> [Required work] Every line of the material below should be repeated exactly.

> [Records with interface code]
☆ ☆ ☆ ☆

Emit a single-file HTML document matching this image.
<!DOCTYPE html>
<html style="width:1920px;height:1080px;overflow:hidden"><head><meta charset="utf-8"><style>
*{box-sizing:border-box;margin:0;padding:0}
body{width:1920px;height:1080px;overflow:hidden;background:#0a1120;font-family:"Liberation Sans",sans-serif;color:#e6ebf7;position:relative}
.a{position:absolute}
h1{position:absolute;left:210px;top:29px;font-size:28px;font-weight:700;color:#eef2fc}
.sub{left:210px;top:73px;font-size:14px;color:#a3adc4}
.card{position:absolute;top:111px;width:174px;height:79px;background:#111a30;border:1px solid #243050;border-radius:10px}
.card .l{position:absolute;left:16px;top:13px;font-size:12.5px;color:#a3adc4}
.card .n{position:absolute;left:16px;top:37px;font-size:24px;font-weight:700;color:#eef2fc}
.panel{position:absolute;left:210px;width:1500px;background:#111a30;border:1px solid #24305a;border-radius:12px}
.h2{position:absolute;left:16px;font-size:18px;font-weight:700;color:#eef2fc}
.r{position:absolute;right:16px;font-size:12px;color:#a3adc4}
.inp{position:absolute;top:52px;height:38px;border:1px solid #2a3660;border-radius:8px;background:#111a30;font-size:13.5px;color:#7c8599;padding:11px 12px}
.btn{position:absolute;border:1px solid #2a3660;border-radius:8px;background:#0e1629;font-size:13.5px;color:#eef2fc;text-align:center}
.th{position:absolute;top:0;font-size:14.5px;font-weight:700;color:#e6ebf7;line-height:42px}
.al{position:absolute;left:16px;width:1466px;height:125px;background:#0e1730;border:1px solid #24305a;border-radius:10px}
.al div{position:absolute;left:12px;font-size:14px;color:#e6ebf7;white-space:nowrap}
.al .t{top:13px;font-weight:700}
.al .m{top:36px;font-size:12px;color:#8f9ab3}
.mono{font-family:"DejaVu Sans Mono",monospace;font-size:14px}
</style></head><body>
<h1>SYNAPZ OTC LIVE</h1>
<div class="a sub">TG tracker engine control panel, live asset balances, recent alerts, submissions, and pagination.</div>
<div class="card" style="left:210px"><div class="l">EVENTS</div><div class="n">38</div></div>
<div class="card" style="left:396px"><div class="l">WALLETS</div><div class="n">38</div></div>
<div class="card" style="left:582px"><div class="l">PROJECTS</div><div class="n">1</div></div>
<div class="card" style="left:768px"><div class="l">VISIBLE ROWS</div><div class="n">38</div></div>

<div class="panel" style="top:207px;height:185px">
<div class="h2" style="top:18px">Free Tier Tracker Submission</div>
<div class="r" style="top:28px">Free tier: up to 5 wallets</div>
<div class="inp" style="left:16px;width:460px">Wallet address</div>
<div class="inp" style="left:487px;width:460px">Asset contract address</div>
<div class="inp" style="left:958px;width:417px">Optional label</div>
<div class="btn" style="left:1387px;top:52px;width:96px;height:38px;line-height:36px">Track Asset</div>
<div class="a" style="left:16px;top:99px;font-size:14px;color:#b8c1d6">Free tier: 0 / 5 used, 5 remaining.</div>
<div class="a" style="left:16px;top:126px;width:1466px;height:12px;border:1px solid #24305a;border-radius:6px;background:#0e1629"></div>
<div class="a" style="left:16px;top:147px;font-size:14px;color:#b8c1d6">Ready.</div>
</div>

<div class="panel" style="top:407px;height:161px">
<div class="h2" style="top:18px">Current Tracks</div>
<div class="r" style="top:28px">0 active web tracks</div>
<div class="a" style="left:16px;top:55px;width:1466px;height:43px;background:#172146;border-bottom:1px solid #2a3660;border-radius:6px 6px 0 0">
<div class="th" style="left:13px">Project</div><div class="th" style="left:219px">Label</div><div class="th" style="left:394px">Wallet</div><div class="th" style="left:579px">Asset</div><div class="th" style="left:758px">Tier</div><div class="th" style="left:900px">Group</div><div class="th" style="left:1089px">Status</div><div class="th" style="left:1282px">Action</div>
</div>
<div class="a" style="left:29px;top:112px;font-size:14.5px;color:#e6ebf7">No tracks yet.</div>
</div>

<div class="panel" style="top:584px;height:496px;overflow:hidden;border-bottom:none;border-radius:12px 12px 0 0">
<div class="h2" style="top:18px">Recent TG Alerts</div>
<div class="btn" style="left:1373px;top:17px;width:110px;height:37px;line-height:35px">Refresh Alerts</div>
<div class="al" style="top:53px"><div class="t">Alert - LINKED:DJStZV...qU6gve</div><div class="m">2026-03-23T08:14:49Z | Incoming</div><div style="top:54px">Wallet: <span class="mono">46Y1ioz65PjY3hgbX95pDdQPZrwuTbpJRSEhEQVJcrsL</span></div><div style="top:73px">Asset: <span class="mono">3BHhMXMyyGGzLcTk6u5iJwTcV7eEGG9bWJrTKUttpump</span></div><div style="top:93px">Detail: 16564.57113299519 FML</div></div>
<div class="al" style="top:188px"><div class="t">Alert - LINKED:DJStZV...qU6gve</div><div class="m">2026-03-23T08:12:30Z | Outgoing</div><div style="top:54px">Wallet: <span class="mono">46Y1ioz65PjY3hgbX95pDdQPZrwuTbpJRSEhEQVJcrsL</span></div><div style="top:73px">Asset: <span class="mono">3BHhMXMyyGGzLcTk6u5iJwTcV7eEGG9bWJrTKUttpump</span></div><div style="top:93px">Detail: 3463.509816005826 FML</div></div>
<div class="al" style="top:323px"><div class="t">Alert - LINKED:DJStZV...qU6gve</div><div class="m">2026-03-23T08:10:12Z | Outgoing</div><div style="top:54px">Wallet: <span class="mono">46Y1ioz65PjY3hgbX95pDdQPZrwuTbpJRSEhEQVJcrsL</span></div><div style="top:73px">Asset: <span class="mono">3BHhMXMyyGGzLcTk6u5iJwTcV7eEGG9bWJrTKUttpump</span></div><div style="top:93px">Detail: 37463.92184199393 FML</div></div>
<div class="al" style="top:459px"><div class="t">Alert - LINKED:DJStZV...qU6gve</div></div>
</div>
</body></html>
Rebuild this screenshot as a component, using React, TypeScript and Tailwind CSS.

☆ ☆ ☆ ☆

> [Result of this exercise]
Emit a single-file HTML document matching this image.
<!DOCTYPE html>
<html style="width:1920px;height:1080px;overflow:hidden"><head><meta charset="utf-8"><style>
*{box-sizing:border-box;margin:0;padding:0}
body{width:1920px;height:1080px;overflow:hidden;background:#0a1120;font-family:"Liberation Sans",sans-serif;color:#e6ebf7;position:relative}
.a{position:absolute}
h1{position:absolute;left:210px;top:29px;font-size:28px;font-weight:700;color:#eef2fc}
.sub{left:210px;top:73px;font-size:14px;color:#a3adc4}
.card{position:absolute;top:111px;width:174px;height:79px;background:#111a30;border:1px solid #243050;border-radius:10px}
.card .l{position:absolute;left:16px;top:13px;font-size:12.5px;color:#a3adc4}
.card .n{position:absolute;left:16px;top:37px;font-size:24px;font-weight:700;color:#eef2fc}
.panel{position:absolute;left:210px;width:1500px;background:#111a30;border:1px solid #24305a;border-radius:12px}
.h2{position:absolute;left:16px;font-size:18px;font-weight:700;color:#eef2fc}
.r{position:absolute;right:16px;font-size:12px;color:#a3adc4}
.inp{position:absolute;top:52px;height:38px;border:1px solid #2a3660;border-radius:8px;background:#111a30;font-size:13.5px;color:#7c8599;padding:11px 12px}
.btn{position:absolute;border:1px solid #2a3660;border-radius:8px;background:#0e1629;font-size:13.5px;color:#eef2fc;text-align:center}
.th{position:absolute;top:0;font-size:14.5px;font-weight:700;color:#e6ebf7;line-height:42px}
.al{position:absolute;left:16px;width:1466px;height:125px;background:#0e1730;border:1px solid #24305a;border-radius:10px}
.al div{position:absolute;left:12px;font-size:14px;color:#e6ebf7;white-space:nowrap}
.al .t{top:13px;font-weight:700}
.al .m{top:36px;font-size:12px;color:#8f9ab3}
.mono{font-family:"DejaVu Sans Mono",monospace;font-size:14px}
</style></head><body>
<h1>SYNAPZ OTC LIVE</h1>
<div class="a sub">TG tracker engine control panel, live asset balances, recent alerts, submissions, and pagination.</div>
<div class="card" style="left:210px"><div class="l">EVENTS</div><div class="n">38</div></div>
<div class="card" style="left:396px"><div class="l">WALLETS</div><div class="n">38</div></div>
<div class="card" style="left:582px"><div class="l">PROJECTS</div><div class="n">1</div></div>
<div class="card" style="left:768px"><div class="l">VISIBLE ROWS</div><div class="n">38</div></div>

<div class="panel" style="top:207px;height:185px">
<div class="h2" style="top:18px">Free Tier Tracker Submission</div>
<div class="r" style="top:28px">Free tier: up to 5 wallets</div>
<div class="inp" style="left:16px;width:460px">Wallet address</div>
<div class="inp" style="left:487px;width:460px">Asset contract address</div>
<div class="inp" style="left:958px;width:417px">Optional label</div>
<div class="btn" style="left:1387px;top:52px;width:96px;height:38px;line-height:36px">Track Asset</div>
<div class="a" style="left:16px;top:99px;font-size:14px;color:#b8c1d6">Free tier: 0 / 5 used, 5 remaining.</div>
<div class="a" style="left:16px;top:126px;width:1466px;height:12px;border:1px solid #24305a;border-radius:6px;background:#0e1629"></div>
<div class="a" style="left:16px;top:147px;font-size:14px;color:#b8c1d6">Ready.</div>
</div>

<div class="panel" style="top:407px;height:161px">
<div class="h2" style="top:18px">Current Tracks</div>
<div class="r" style="top:28px">0 active web tracks</div>
<div class="a" style="left:16px;top:55px;width:1466px;height:43px;background:#172146;border-bottom:1px solid #2a3660;border-radius:6px 6px 0 0">
<div class="th" style="left:13px">Project</div><div class="th" style="left:219px">Label</div><div class="th" style="left:394px">Wallet</div><div class="th" style="left:579px">Asset</div><div class="th" style="left:758px">Tier</div><div class="th" style="left:900px">Group</div><div class="th" style="left:1089px">Status</div><div class="th" style="left:1282px">Action</div>
</div>
<div class="a" style="left:29px;top:112px;font-size:14.5px;color:#e6ebf7">No tracks yet.</div>
</div>

<div class="panel" style="top:584px;height:496px;overflow:hidden;border-bottom:none;border-radius:12px 12px 0 0">
<div class="h2" style="top:18px">Recent TG Alerts</div>
<div class="btn" style="left:1373px;top:17px;width:110px;height:37px;line-height:35px">Refresh Alerts</div>
<div class="al" style="top:53px"><div class="t">Alert - LINKED:DJStZV...qU6gve</div><div class="m">2026-03-23T08:14:49Z | Incoming</div><div style="top:54px">Wallet: <span class="mono">46Y1ioz65PjY3hgbX95pDdQPZrwuTbpJRSEhEQVJcrsL</span></div><div style="top:73px">Asset: <span class="mono">3BHhMXMyyGGzLcTk6u5iJwTcV7eEGG9bWJrTKUttpump</span></div><div style="top:93px">Detail: 16564.57113299519 FML</div></div>
<div class="al" style="top:188px"><div class="t">Alert - LINKED:DJStZV...qU6gve</div><div class="m">2026-03-23T08:12:30Z | Outgoing</div><div style="top:54px">Wallet: <span class="mono">46Y1ioz65PjY3hgbX95pDdQPZrwuTbpJRSEhEQVJcrsL</span></div><div style="top:73px">Asset: <span class="mono">3BHhMXMyyGGzLcTk6u5iJwTcV7eEGG9bWJrTKUttpump</span></div><div style="top:93px">Detail: 3463.509816005826 FML</div></div>
<div class="al" style="top:323px"><div class="t">Alert - LINKED:DJStZV...qU6gve</div><div class="m">2026-03-23T08:10:12Z | Outgoing</div><div style="top:54px">Wallet: <span class="mono">46Y1ioz65PjY3hgbX95pDdQPZrwuTbpJRSEhEQVJcrsL</span></div><div style="top:73px">Asset: <span class="mono">3BHhMXMyyGGzLcTk6u5iJwTcV7eEGG9bWJrTKUttpump</span></div><div style="top:93px">Detail: 37463.92184199393 FML</div></div>
<div class="al" style="top:459px"><div class="t">Alert - LINKED:DJStZV...qU6gve</div></div>
</div>
</body></html>
Rebuild this screenshot as a component, using React, TypeScript and Tailwind CSS.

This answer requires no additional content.